All the nopes to this approach. Every last nope in the nope collection. We do not sacrifice sleep for potty training. It’s way too confusing to a toddler, to be told after all of the work they’ve done to finally start sleeping peacefully through the night, that they now have to wake up every three or four hours to go to the bathroom.

If your toddler can’t get through the night without needing to pee, they’re not ready for this. Leave their diaper on at night and tackle this at a later date.

If, however, your little one’s had a few nights of waking up with a dry diaper, that could mean that they’re up to the challenge. That’s really the prime indicator that this might be a good time to give it a shot. Two or three dry mornings in a week suggests that their bladder muscles have developed to the point where they can hold it for the night, so if that’s the case, let’s give it a shot.

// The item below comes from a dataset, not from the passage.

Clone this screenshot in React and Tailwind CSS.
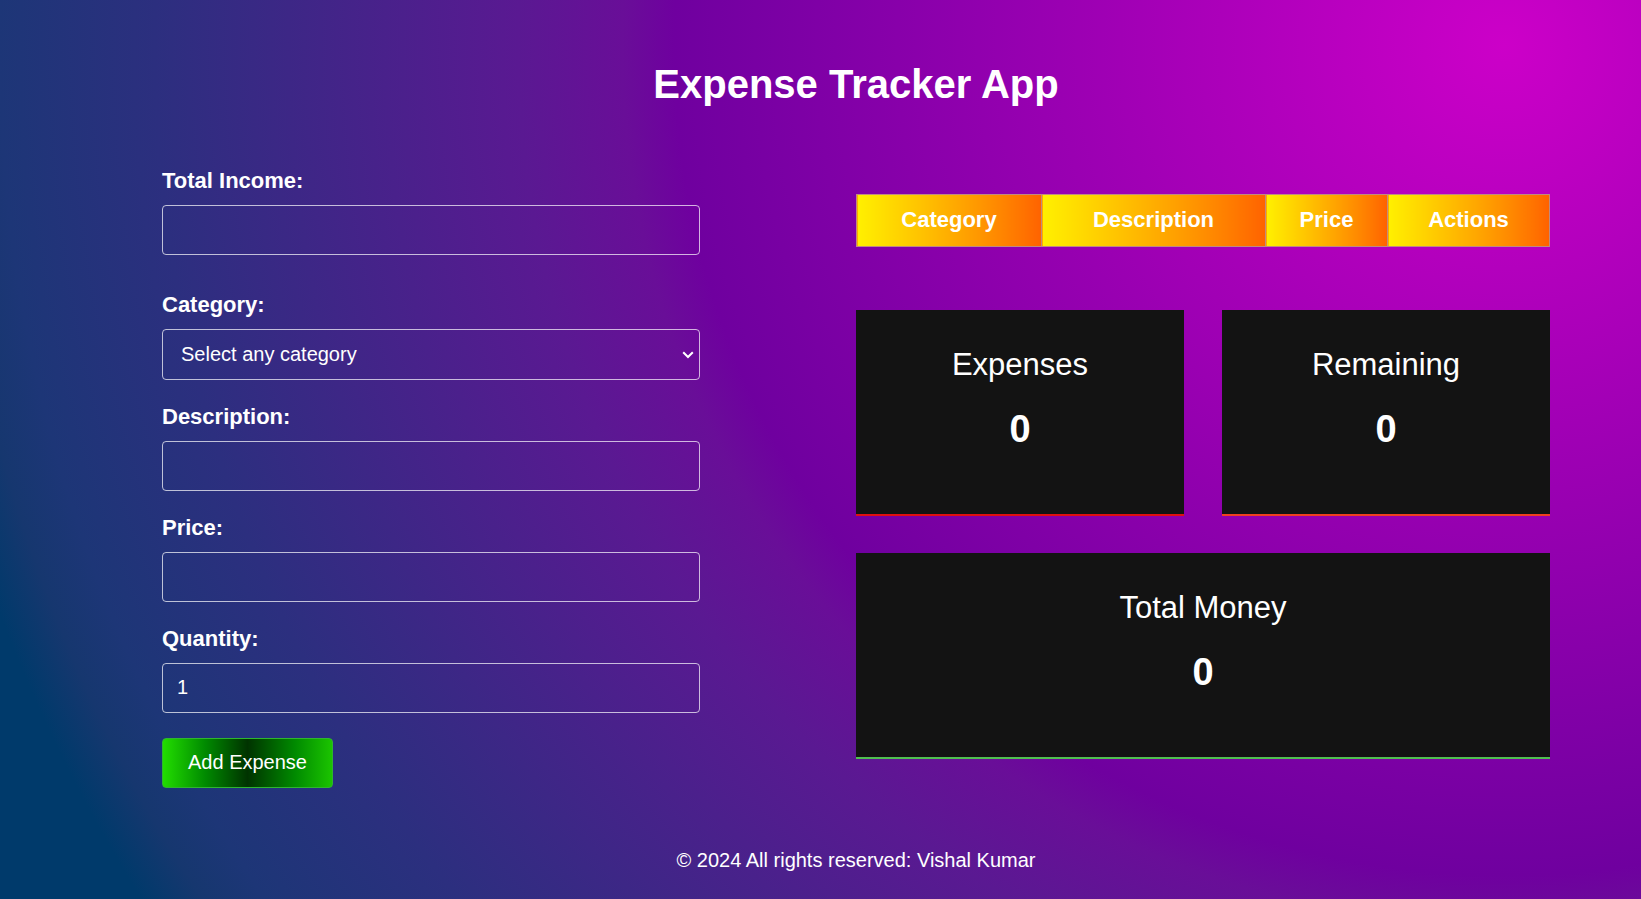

Now, prepare yourself. I’m sure there are stories out there about "The Toddler Who Potty Trained Without a Single Accident," but the odds of that happening are not in your favor. Not even close. So pick a week when you don’t have a whole lot going on, get some extra sheets and PJs at the ready, and get your zen on, because the most important thing here is patience. There are going to be some accidents, and accepting that reality ahead of time will help make this process bearable for you and your little one.

Keep this mindset when you’re explaining what’s going on to your toddler. It’s great to be enthusiastic and super-positive, but don’t make it sound too monumental. We’ve got to keep in mind that this isn’t something they have control over and building up expectations on them can result in some feelings of failure and disappointment if they do have an accident in the night. This is also something to consider if you’re looking at a “reward chart” or some such thing for nights without an accident. I’m not inherently against them, but if your toddler tends to get really upset if they don’t make the grade, it might be better to let them succeed or fail without rewards and consequences.


When an accident happens, as it probably will a few times at least, don’t act disappointed or irritated. (Go ahead and feel that way, sure, but you keep that noise to yourself.) Just take your toddler by the hand and walk them back to their room, get them cleaned up and into some fresh pajamas, and change their bed with the clean sheets you’ve prepared ahead of time.

I do have one really sweet pro tip for you here. Grab yourself some plastic sheeting, lay a layer of that over the mattress, then a set of bed sheets, then another layer of plastic, then another set of bed sheets. That way, if there’s an accident in the night, you just go in, strip off the top layer, and bam! There’s a clean, dry, freshly made bed waiting underneath. That’ll help get you and your little one back to bed in no time flat.

Keep the room as dark as possible, keep the process short, and don’t put your little one in the bath unless it’s vitally necessary. Getting into the tub is likely to throw a wrench in your child’s sleep for the night, and they might just get it into their heads that wetting the bed gets them fifteen minutes in the bath, which, for some kids, might sound like a pretty sweet proposition.

So what happens if it doesn’t take? Well, if you’re still seeing regular accidents after a week or two, give it some consideration. Is your toddler ready and just not willing, or willing but not ready? And when you’re deciding, consider whether your own desire to see an end to diapers is weighing in on your decision. Any sane parent would love to say goodbye to diapers as soon as possible, but there really is no rushing this process. If they’re not ready, they’re not ready, and you’re just putting a lot of unnecessary stress on both of you by trying to get it done before its time.

One last time just to emphasize the point, getting your toddler out of their diaper is not worth sacrificing their sleep routine. Don’t attempt this crazy “dream-potty” routine where you try to get them to pee while they’re still sleeping, don’t wake them up halfway through the night to go to the bathroom, and don’t drop two hundred bucks on a bed-wetting alarm. (How is that even a thing?) You’ll just be trading one issue for another, and since you’ve already put the work in to get them sleeping through the night, you’re much better off just waiting until the moment is right.